(begin)
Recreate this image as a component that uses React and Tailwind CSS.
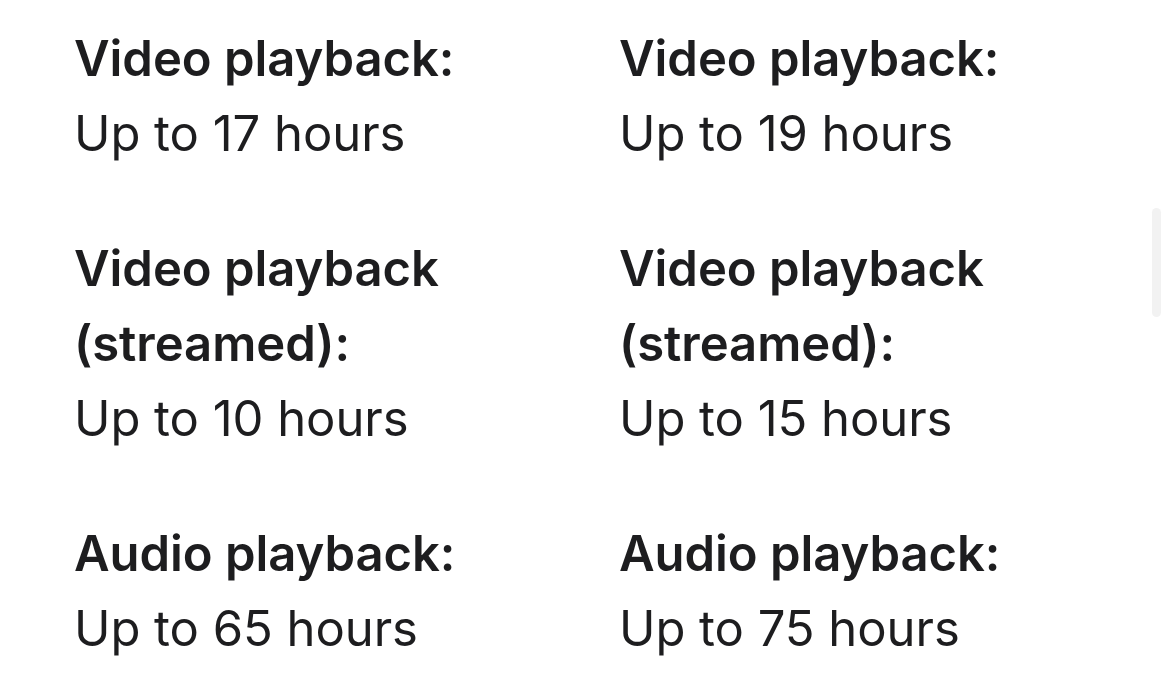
import React from 'react';

const specs = [
  [
    { label: 'Video playback:', value: 'Up to 17 hours' },
    { label: 'Video playback (streamed):', value: 'Up to 10 hours' },
    { label: 'Audio playback:', value: 'Up to 65 hours' },
  ],
  [
    { label: 'Video playback:', value: 'Up to 19 hours' },
    { label: 'Video playback (streamed):', value: 'Up to 15 hours' },
    { label: 'Audio playback:', value: 'Up to 75 hours' },
  ],
];

const App = () => {
  return (
    <div
      className="relative w-[1170px] h-[692px] overflow-hidden bg-white text-[#1d1d1f]"
      style={{ fontFamily: 'Inter, "Noto Sans", sans-serif' }}
    >
      <div className="flex pl-[74px] pt-[21px]">
        {specs.map((col, i) => (
          <div key={i} className="w-[545px] flex flex-col gap-[60px]">
            {col.map((item, j) => (
              <div key={j} className="text-[49px] leading-[75px] tracking-[-0.05px]">
                <p className="font-semibold w-[400px]">{item.label}</p>
                <p className="font-normal">{item.value}</p>
              </div>
            ))}
          </div>
        ))}
      </div>
      {/* scroll indicator */}
      <div className="absolute left-[1152px] top-[208px] w-[9px] h-[109px] rounded-full bg-[#f2f2f2]" />
    </div>
  );
};

export default App;
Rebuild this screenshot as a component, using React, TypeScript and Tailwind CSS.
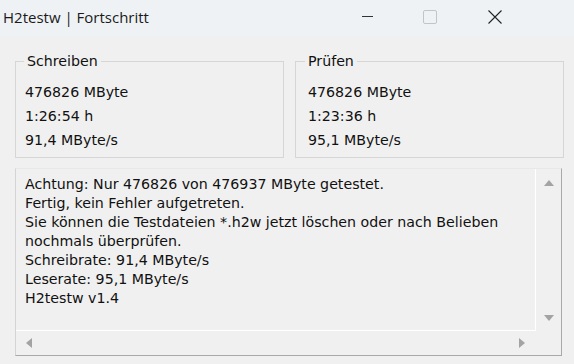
import React from "react";

const LINES = [
  "Achtung: Nur 476826 von 476937 MByte getestet.",
  "Fertig, kein Fehler aufgetreten.",
  "Sie können die Testdateien *.h2w jetzt löschen oder nach Belieben",
  "nochmals überprüfen.",
  "Schreibrate: 91,4 MByte/s",
  "Leserate: 95,1 MByte/s",
  "H2testw v1.4",
];

function GroupBox({ title, rows, right }: { title: string; rows: string[]; right?: boolean }) {
  return (
    <fieldset className={"shrink-0 w-[269px] h-[104px] border border-[#d6d6d6] pt-[9px] " + (right ? "pl-[12px]" : "pl-[9px]")}>
      <legend className={"px-[3px] leading-[14px] " + (right ? "-ml-[3px]" : "-ml-[1px]")}>{title}</legend>
      <div className="flex flex-col gap-[5px] mt-[6px]">
        {rows.map((r) => (
          <div key={r} className="leading-[19px]">{r}</div>
        ))}
      </div>
    </fieldset>
  );
}

function Arrow({ dir }: { dir: "up" | "down" | "left" | "right" }) {
  const pts = {
    up: "0,7 5,1 10,7",
    down: "0,1 10,1 5,7",
    left: "7,0 7,10 1,5",
    right: "1,0 1,10 7,5",
  }[dir];
  const vertical = dir === "up" || dir === "down";
  return (
    <svg width={vertical ? 10 : 8} height={vertical ? 8 : 10} viewBox={vertical ? "0 0 10 8" : "0 0 8 10"}>
      <polygon points={pts} fill="#a3a3a3" />
    </svg>
  );
}

export default function App() {
  return (
    <div
      className="w-[574px] h-[364px] bg-[#f0f0f0] text-[#000] overflow-hidden"
      style={{ fontFamily: "Tahoma, 'DejaVu Sans', sans-serif" }}
    >
      {/* Title bar */}
      <div className="h-[36px] bg-[#eff2f5] flex items-center">
        <span
          className="pl-[3px] pb-[2px] text-[15px] text-[#1a1a1a]"
          style={{ fontFamily: "'Open Sans', 'Noto Sans', sans-serif" }}
        >
          H2testw | Fortschritt
        </span>
        <div className="ml-auto flex items-center h-full pb-[3px]">
          <div className="w-[11px] h-px bg-[#333]" />
          <div className="w-[14px] h-[14px] border border-[#c4c4c4] rounded-[2px] ml-[50px]" />
          <svg className="ml-[51px] mr-[72px]" width="14" height="14" viewBox="0 0 14 14">
            <path d="M0.5 0.5 L13.5 13.5 M13.5 0.5 L0.5 13.5" stroke="#222" strokeWidth="1.1" />
          </svg>
        </div>
      </div>

      {/* Body */}
      <div className="px-[15px] pt-[18px] text-[14.2px] text-[#111]">
        <div className="flex gap-[11px]">
          <GroupBox title="Schreiben" rows={["476826 MByte", "1:26:54 h", "91,4 MByte/s"]} />
          <GroupBox title="Prüfen" rows={["476826 MByte", "1:23:36 h", "95,1 MByte/s"]} right />
        </div>

        <div className="mt-[10px] w-[547px] h-[188px] border-t border-l border-t-[#e8e8e8] border-l-[#d4d4d4] border-r border-b border-r-[#a9a9a9] border-b-[#a9a9a9] flex flex-col">
          <div className="flex h-[162px]">
            <div className="w-[520px] border-r border-b border-white pl-[9px] pt-[6px]">
              {LINES.map((l) => (
                <div key={l} className="leading-[19px] whitespace-nowrap">{l}</div>
              ))}
            </div>
            <div className="flex-1 flex flex-col items-center justify-between pt-[10px] pb-[9px]">
              <Arrow dir="up" />
              <Arrow dir="down" />
            </div>
          </div>
          <div className="flex h-[24px]">
            <div className="w-[520px] flex items-center justify-between pl-[9px] pr-[10px]">
              <Arrow dir="left" />
              <Arrow dir="right" />
            </div>
          </div>
        </div>
      </div>
    </div>
  );
}
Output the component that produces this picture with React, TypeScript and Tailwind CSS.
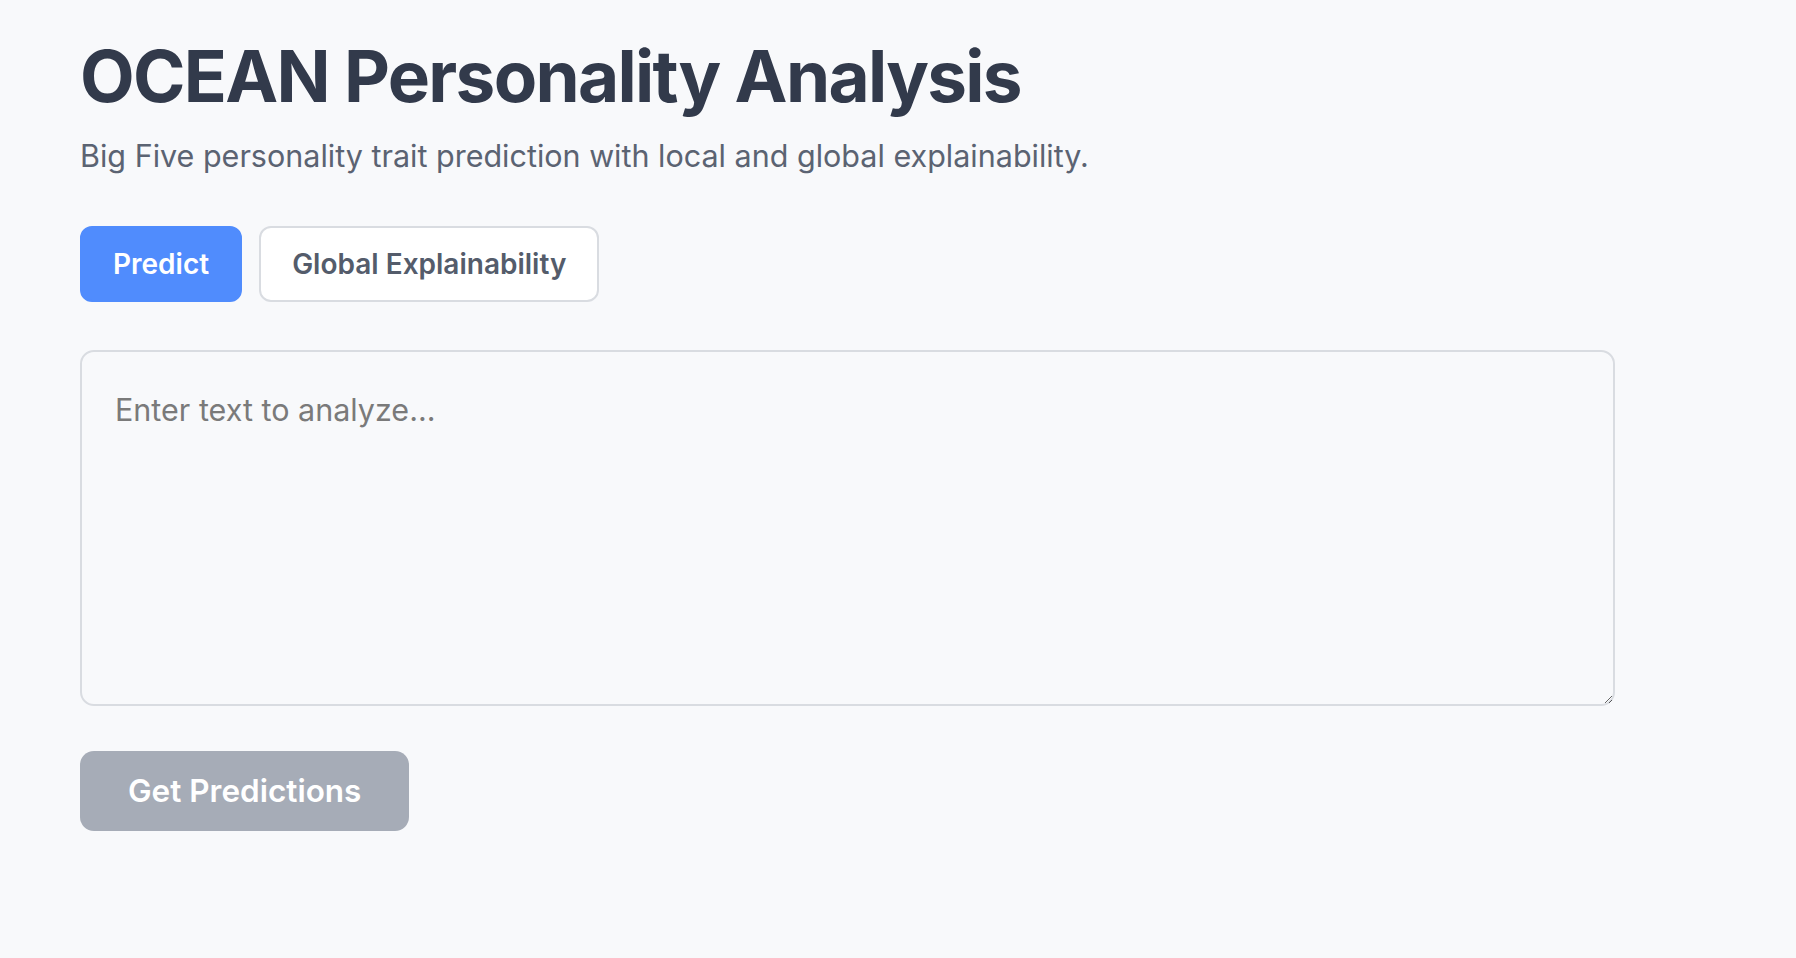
(end)
SET TASK: Gather up, from the records above, each line where the word "component" appears.

EXPECTED OUTPUT:
Recreate this image as a component that uses React and Tailwind CSS.
Rebuild this screenshot as a component, using React, TypeScript and Tailwind CSS.
Output the component that produces this picture with React, TypeScript and Tailwind CSS.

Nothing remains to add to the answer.